Leave out the pictures, and retype only the lines from the beginning of the material through the line that contains "y) => row.split('", including both.
-------
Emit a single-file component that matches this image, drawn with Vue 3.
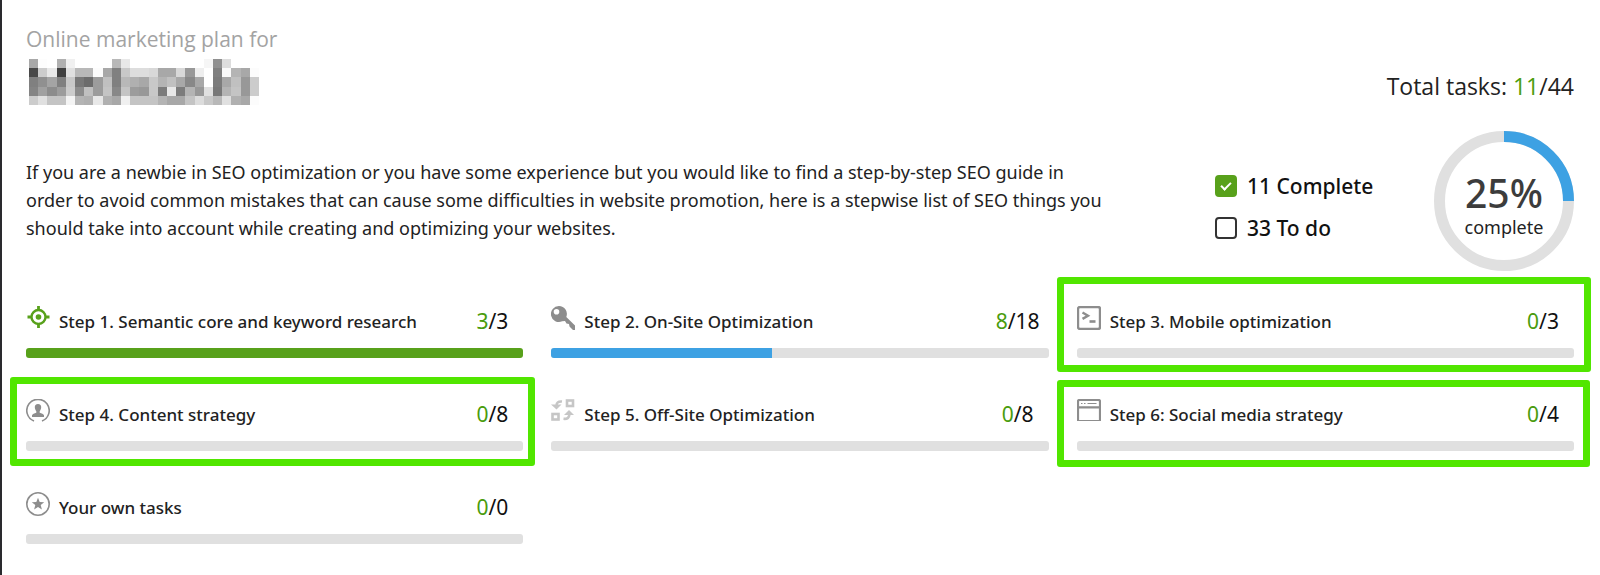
<script setup>
const mosaic = [
  'a8 fd ff b0 f0 ff ff ff ff b8 e8 ff ff ff ff ff ff ff ff f6 90 dd ff ff ff',
  '48 cc e8 40 e0 b8 b8 fc a8 80 c8 dd dd d8 a8 a8 d8 98 ee ff 80 fa b4 a8 fc',
  '80 90 a4 80 c8 78 6c 9c c0 80 b8 b0 a8 c8 b4 c0 a8 88 a8 ff 7c a8 c0 98 cc',
  '84 a0 8c 9c cc 8c c0 9c c4 88 c4 9c 98 c8 7c e8 7c b4 98 e0 78 b4 c4 98 cc',
  'cc e0 c4 c4 f4 b4 b0 e8 b0 a8 f0 c4 c4 c4 b4 a8 a8 c4 dc c8 b8 e0 b0 a8 fc',
].flatMap((row, y) => row.split(' ').map((v, x) => ({ x, y, fill: `#${v}${v}${v}` })))

const steps = [
  { icon: 'target', title: 'Step 1. Semantic core and keyword research', done: 3, total: 3 },
  { icon: 'key', title: 'Step 2. On-Site Optimization', done: 8, total: 18 },
  { icon: 'terminal', title: 'Step 3. Mobile optimization', done: 0, total: 3, mark: 'mark-tall' },
  { icon: 'person', title: 'Step 4. Content strategy', done: 0, total: 8, mark: 'mark-left' },
  { icon: 'swap', title: 'Step 5. Off-Site Optimization', done: 0, total: 8 },
  { icon: 'window', title: 'Step 6: Social media strategy', done: 0, total: 4, mark: 'mark-right' },
  { icon: 'star', title: 'Your own tasks', done: 0, total: 0 },
]
const percent = (s) => (s.total ? (s.done / s.total) * 100 : 0)
</script>

<template>
  <main class="plan">
    <header class="head">
      <div>
        <p class="kicker">Online marketing plan for</p>
        <svg class="mosaic" viewBox="0 0 25 5" preserveAspectRatio="none" shape-rendering="crispEdges" role="img" aria-label="Hidden site name">
          <rect v-for="c in mosaic" :key="`${c.x}-${c.y}`" :x="c.x" :y="c.y" width="1" height="1" :fill="c.fill" />
        </svg>
      </div>
      <p class="total">Total tasks: <span class="green">11</span>/44</p>
    </header>

    <section class="summary">
      <p class="intro">
        If you are a newbie in SEO optimization or you have some experience but you would like to find a step-by-step SEO guide in
        order to avoid common mistakes that can cause some difficulties in website promotion, here is a stepwise list of SEO things you
        should take into account while creating and optimizing your websites.
      </p>
      <div class="legend">
        <label><input type="checkbox" checked />11 Complete</label>
        <label><input type="checkbox" />33 To do</label>
      </div>
      <div class="ring">
        <svg viewBox="0 0 140 140" aria-hidden="true">
          <circle cx="70" cy="70" r="64.5" fill="none" stroke="#e0e0e0" stroke-width="11" />
          <path d="M70 5.5A64.5 64.5 0 0 1 134.500 70" fill="none" stroke="#3da1e3" stroke-width="11" />
        </svg>
        <div class="ring-text"><strong>25%</strong><span>complete</span></div>
      </div>
    </section>

    <section class="steps">
      <article v-for="s in steps" :key="s.title" class="step">
        <div v-if="s.mark" class="mark" :class="s.mark"></div>
        <div class="line">
          <svg class="icon" viewBox="0 0 24 24" aria-hidden="true">
            <g v-if="s.icon === 'target'" fill="none" stroke="#58a11b">
              <circle cx="12.500" cy="11" r="7" stroke-width="2.400" />
              <circle cx="12.500" cy="11" r="2.800" fill="#58a11b" stroke="none" />
              <path d="M12.500 0v4M12.500 18v4M1.500 11h4M19.500 11h4" stroke-width="2.800" />
            </g>
            <g v-else-if="s.icon === 'key'">
              <path fill="#8d8d8d" fill-rule="evenodd" d="M8 0a8 8 0 1 0 3.200 15.300L14 15l1.500 2.500 2.500.5.500 2.500L22 24h2v-4.500L15.300 11A8 8 0 0 0 8 0zM5.500 3a2.800 2.800 0 1 1 0 5.600 2.800 2.800 0 0 1 0-5.600z" />
            </g>
            <g v-else-if="s.icon === 'terminal'" fill="none" stroke="#8d8d8d">
              <rect x="1" y="1" width="22" height="22" rx="2" stroke-width="2.400" />
              <path d="M5.500 6.500l5.500 3.200-5.500 3.200" stroke-width="2.400" />
              <path d="M12.500 15.500h6" stroke-width="2.600" />
            </g>
            <g v-else-if="s.icon === 'person'">
              <path fill="none" stroke="#8d8d8d" stroke-width="1.600" d="M8 22A11.200 11.200 0 1 1 16 22" />
              <path fill="#8d8d8d" d="M12 5c2.200 0 3.300 1.500 3.200 3.300-.1 1.800-.8 3-1.500 3.900v1.500c1.800.8 4 1.200 4.300 2.600v1.700H6v-1.700c.300-1.400 2.500-1.800 4.300-2.600v-1.500c-.7-.9-1.400-2.100-1.500-3.900C8.700 6.500 9.800 5 12 5z" />
            </g>
            <g v-else-if="s.icon === 'swap'" fill="none" stroke="#c6c6c6">
              <rect x="16" y="1.500" width="6" height="5.500" stroke-width="2.600" />
              <rect x="1.500" y="15" width="6" height="5.500" stroke-width="2.600" />
              <path d="M11 2.500C7.500 2.200 5.800 3.500 5.500 6" stroke-width="2.600" />
              <path d="M0 5.500h10.500L5.500 10.500z" fill="#c6c6c6" stroke="none" />
              <path d="M12.500 19.800c3.500.3 5.500-1 5.800-4" stroke-width="2.600" />
              <path d="M13 16h10l-5-5z" fill="#c6c6c6" stroke="none" />
            </g>
            <g v-else-if="s.icon === 'window'" fill="none" stroke="#8d8d8d">
              <path d="M1 22V2.500Q1 1 2.500 1h19Q23 1 23 2.500V22M1 8.300h22" stroke-width="2.200" />
              <path d="M0 21.500h24" stroke-width="1" />
              <path d="M4 4.500h1.500M7 4.500h1.500M10.500 4.500h9" stroke-width="1" />
            </g>
            <g v-else>
              <circle cx="12" cy="12" r="11.200" fill="none" stroke="#8d8d8d" stroke-width="1.600" />
              <path fill="#8d8d8d" d="M12 5.800l1.700 4.200 4.500.3-3.500 2.800 1.200 4.400L12 15l-3.900 2.500 1.200-4.400-3.500-2.800 4.500-.3z" />
            </g>
          </svg>
          <h2>{{ s.title }}</h2>
          <span class="count"><span class="green">{{ s.done }}</span>/{{ s.total }}</span>
        </div>
        <div class="bar" role="progressbar" :aria-label="s.title" :aria-valuenow="s.done" aria-valuemin="0" :aria-valuemax="s.total">
          <div class="fill" :class="{ full: s.done === s.total }" :style="{ width: percent(s) + '%' }"></div>
        </div>
      </article>
    </section>
  </main>
</template>

<style>
body {
  margin: 0;
  background: #fff;
}
</style>

<style scoped>
.plan {
  box-sizing: border-box;
  min-height: 100vh;
  padding: 24px 26px 32px 24px;
  border-left: 2px solid #2a2a2e;
  color: #222;
  font-family: "Noto Sans", "Open Sans", sans-serif;
}
p, h2 {
  margin: 0;
}
.green {
  color: #4a9c0d;
}
.head {
  display: flex;
  justify-content: space-between;
  align-items: flex-end;
}
.kicker {
  color: #a3a3a3;
  font-family: "Open Sans", "Noto Sans", sans-serif;
  font-size: 21px;
  line-height: 30px;
}
.mosaic {
  display: block;
  width: 230px;
  height: 46px;
  margin: 5px 0 0 3px;
}
.total {
  font-family: "Open Sans", "Noto Sans", sans-serif;
  font-size: 23px;
  line-height: 38px;
}
.summary {
  display: flex;
  margin-top: 26px;
}
.intro {
  flex: 1;
  max-width: 1086px;
  padding-top: 27px;
  font-size: 18px;
  line-height: 28px;
}
.legend {
  display: flex;
  flex-direction: column;
  gap: 12px;
  width: 219px;
  margin-left: auto;
  padding-top: 40px;
  color: #111;
  font-size: 21px;
  font-weight: 500;
  line-height: 30px;
}
.legend label {
  display: flex;
  align-items: center;
  gap: 10px;
}
.legend input {
  appearance: none;
  position: relative;
  width: 22px;
  height: 22px;
  margin: 0;
  border: 2px solid #333;
  border-radius: 4px;
}
.legend input:checked {
  border-color: #58a11b;
  background: #58a11b;
}
.legend input:checked::after {
  content: "";
  position: absolute;
  left: 4px;
  top: 5px;
  width: 8px;
  height: 4px;
  border: solid #fff;
  border-width: 0 0 2px 2px;
  transform: rotate(-45deg);
}
.ring {
  display: grid;
  width: 140px;
  height: 140px;
}
.ring > * {
  grid-area: 1 / 1;
}
.ring-text {
  display: flex;
  flex-direction: column;
  align-items: center;
  padding-top: 41px;
}
.ring-text strong {
  color: #3c3c3c;
  font-size: 39px;
  font-weight: 500;
  line-height: 42px;
}
.ring-text span {
  font-size: 18px;
  line-height: 26px;
}
.steps {
  display: grid;
  grid-template-columns: repeat(3, 1fr);
  gap: 41px 28px;
  margin-top: 35px;
}
.step {
  position: relative;
}
.line {
  display: flex;
  height: 42px;
}
.icon {
  flex: none;
  width: 24px;
  height: 24px;
}
h2 {
  flex: 1;
  margin-left: 9px;
  padding-top: 2px;
  font-size: 17px;
  font-weight: 500;
  line-height: 28px;
}
.count {
  width: 62px;
  color: #111;
  font-size: 21px;
  line-height: 30px;
  text-align: center;
}
.bar {
  height: 10px;
  overflow: hidden;
  border-radius: 3px;
  background: #e0e0e0;
}
.fill {
  height: 100%;
  background: #3da1e3;
}
.fill.full {
  background: #58a11b;
}
.mark {
  position: absolute;
  border: 7px solid #51e600;
  border-radius: 3px;
}
.mark-tall {
  inset: -29px -17px -14px -20px;
}
.mark-left {
  inset: -22px -12px -15px -16px;
}
.mark-right {
  inset: -19px -16px -16px -20px;
}
</style>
-------
Task answer =
Emit a single-file component that matches this image, drawn with Vue 3.
<script setup>
const mosaic = [
  'a8 fd ff b0 f0 ff ff ff ff b8 e8 ff ff ff ff ff ff ff ff f6 90 dd ff ff ff',
  '48 cc e8 40 e0 b8 b8 fc a8 80 c8 dd dd d8 a8 a8 d8 98 ee ff 80 fa b4 a8 fc',
  '80 90 a4 80 c8 78 6c 9c c0 80 b8 b0 a8 c8 b4 c0 a8 88 a8 ff 7c a8 c0 98 cc',
  '84 a0 8c 9c cc 8c c0 9c c4 88 c4 9c 98 c8 7c e8 7c b4 98 e0 78 b4 c4 98 cc',
  'cc e0 c4 c4 f4 b4 b0 e8 b0 a8 f0 c4 c4 c4 b4 a8 a8 c4 dc c8 b8 e0 b0 a8 fc',
].flatMap((row, y) => row.split(' ').map((v, x) => ({ x, y, fill: `#${v}${v}${v}` })))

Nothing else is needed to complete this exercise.